When we develop a curriculum we are not developing a policy or a document or even a map or a plan. We are reaching out to take our pupils by the hand and lead them into the worlds of our subjects. We are building and shaping their views, their attitudes, their behaviours, their will to study further, their understanding of what and how the world works. We are leading them through the vistas we create and the worlds we have constructed. We are not writing documents, we are creating their worlds. This on first glance my seem overly flowery or romantic but it is a necessary lens through which to view our curriculum if it is to have real power and impact. The impact on memory is relatively easy to plot. The sequencing of knowledge and skill to enact within lessons is actually fairly straightforward, even if more recently it has been overly complicated with a huge helping of often unwieldy and ultimately not particularly useful metalanguage.

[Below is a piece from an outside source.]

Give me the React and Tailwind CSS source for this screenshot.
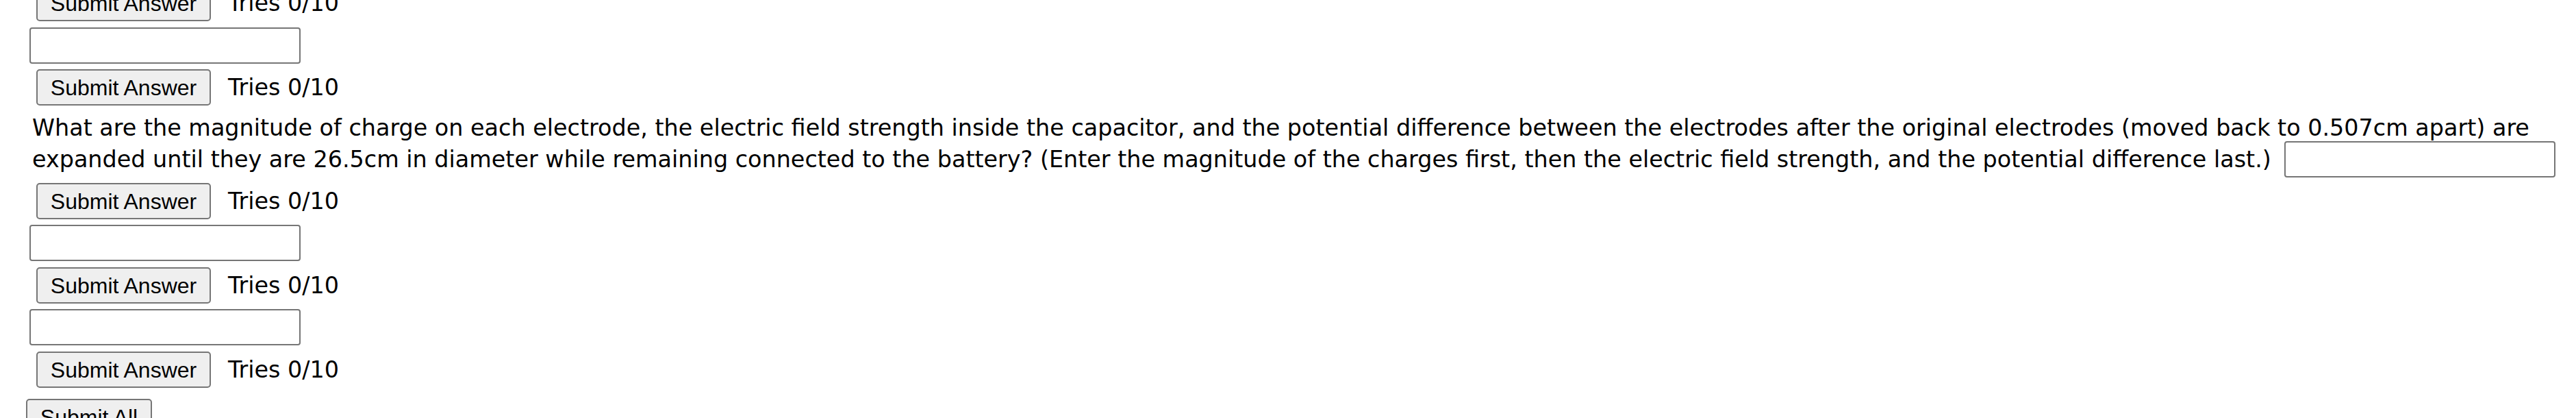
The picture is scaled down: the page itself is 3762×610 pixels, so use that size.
import React from "react";

const question =
  "What are the magnitude of charge on each electrode, the electric field strength inside the capacitor, and the potential difference between the electrodes after the original electrodes (moved back to 0.507cm apart) are";
const questionEnd =
  "expanded until they are 26.5cm in diameter while remaining connected to the battery? (Enter the magnitude of the charges first, then the electric field strength, and the potential difference last.)";

function SubmitRow({ className = "" }) {
  return (
    <div className={`flex items-center ml-[15px] h-[53px] ${className}`}>
      <button
        type="button"
        className="h-[53px] w-[255px] shrink-0 rounded-[5px] border-2 border-[#767676] bg-[#efefef] text-[32px] leading-none text-black font-['Liberation_Sans',Arial,sans-serif]"
      >
        Submit Answer
      </button>
      <span className="ml-[25px] text-[33.4px] leading-none text-black font-['DejaVu_Sans',Verdana,sans-serif]">
        Tries 0/10
      </span>
    </div>
  );
}

function AnswerBox({ className = "" }) {
  return (
    <input
      type="text"
      className={`block h-[53px] w-[396px] shrink-0 rounded-[4px] border-2 border-[#767676] bg-white px-1 text-[32px] outline-none ${className}`}
    />
  );
}

export default function App() {
  return (
    <div className="h-[610px] w-[3762px] overflow-hidden bg-white pl-[38px] text-black">
      <div className="flex flex-col items-start">
        <SubmitRow className="-mt-[22px]" />
        <AnswerBox className="ml-[5px] mt-[9px]" />
        <SubmitRow className="mt-[8px]" />

        <div className="ml-[9px] mt-[14px] font-['DejaVu_Sans',Verdana,sans-serif] text-[33.4px] text-black">
          <div className="h-[38px] whitespace-nowrap leading-[38px]">{question}</div>
          <div className="flex h-[53px] items-center whitespace-nowrap">
            <span className="leading-[38px]">{questionEnd}</span>
            <AnswerBox className="ml-[19px]" />
          </div>
        </div>

        <SubmitRow className="mt-[8px]" />
        <AnswerBox className="ml-[5px] mt-[8px]" />
        <SubmitRow className="mt-[9px]" />
        <AnswerBox className="ml-[5px] mt-[8px]" />
        <SubmitRow className="mt-[9px]" />

        <button
          type="button"
          className="mt-[16px] h-[53px] w-[184px] rounded-[5px] border-2 border-[#767676] bg-[#efefef] text-[32px] leading-none text-black font-['Liberation_Sans',Arial,sans-serif]"
        >
          Submit All
        </button>
      </div>
    </div>
  );
}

What we cannot lose sight of is what we really want our curriculum to create. What is the end of phase child who leaves us going to think of the world? How will they use the knowledge and skills they have acquired to make sense of it? What do we want our curriculum to give them? We can plot the essential components of knowledge and skill easily but what are the wider impacts of our curriculum with which we want to ensure our end of phase child leaves? Have we had the conversation about what we want the end of phase child not just to know or be able to do or understand but how their thinking and values or behaviours may be influenced or challenged by the curricular worlds in which we situate them? Have we talked enough about the purpose of each subject, what it aims to do for each child and then, when we are clear on the unique fingerprint of each subject, do we look at our plans and think, “How does this unit or sequence really serve these purposes and aims?” “How does this unit or sequence help to shape and create this world?” Often there is such a disconnect between what we teach and why we teach it. We can often articulate the “why” in terms of “Well, I need to teach this lesson because the next one relies on this part being understood.” We are generally good at sequencing for understanding but we too often uncouple the “what” we are teaching from the real “why” we are teaching it. Not so that the next lesson can be accessed but because we understand how a particular lesson or sequence or unit is helping to shape that curricular world. That is not to say there are not individual lessons which are just the nuts and bolts of a subject which pupils need to master but alongside these there needs to be a broader understanding of how this lesson will help that end of phase child to gather all of the elements with which we said we wanted them to leave.

We can argue that we are bound by a syllabus or a national curriculum or test content but there is much more general freedom, especially in primary, and universally in HOW we present these worlds to our pupils than we may realise. When we talk about curriculum it is all too often associated with the taught lessons in a classroom. But curriculum is a world. In my training I use a picture of Atlas holding up the world to illustrate this point. A curriculum is not just what is taught in class, it is the whole experience of a child from the first day when their shiny shoe crosses the threshold to the day they leave. It is every assembly, playtime, trip, visit, visitor, speaker, lesson, display, artefact shared or text chosen. It is everything. Our children are making sense of the world not only in the time they are in lessons but in every moment of every day in every context. If we were to walk around our school with our “subject leader” goggles on, what would the day and the building and the site tell us about the curricular world we are creating and shaping?

A focus on an end of phase child and what they should be like by the time they leave requires a clear, shared vision by all involved. How long therefore do we spend aligning our vision for our subjects and ensuring everyone involved understands this destination and how the vehicle of the curriculum can be utilised and mobilised to get that child to that far off fabulous world in the distance? Because, if we don’t all know where we’re going and what we’re trying to achieve overall then it doesn’t matter how great an individual unit or sequence is, it simply won’t have the impact of a coherent journey with a clearly understood end point. It will be a little like that children’s game where one person draws a head and folds over the paper, the next draws a body and then folds, the next the legs and the final one the feet. When you unfold that paper you often find you have an Astro-octo-clown-dog rather than one coherent body. If we are to create our end of phase child, we need to ensure that we have a clearly articulated goal in mind for the final picture to avoid our pupils leaving as Astro-octo-clown-dogs, not just in their knowledge and skill but in their behaviours, attitudes and experiences.

We need therefore to ensure that our approach to our curriculum development bears in mind that we are not writing documents, we are creating worlds. If our worlds are to be navigated successfully they need a clear path and direction of travel which our curriculum sequencing and progression maps can provide. But the map itself, however detailed, is no substitute for real travel, with clear purpose through real places. Our second focus then needs to be on ensuring that not only do we know the route but also the destination and the associated vistas and views. We need to ensure that our curriculum delivery is rich, beautiful and full of things worthy of pointing out along the way.

We want to teach things which in addition to building useful skill and knowledge, help to retain the fascination with the world which very young children demonstrate almost constantly. To very young children, everything in the world is fascinating, everything is a why or a how or a what. We too can benefit from asking ourselves a bit more why and how or what. Why am I teaching this? How do I want my children to view the curriculum world through this lesson, and what do I want them to think?

If we’re to create and shape their curriculum world, what kind of world do we want our children to live in?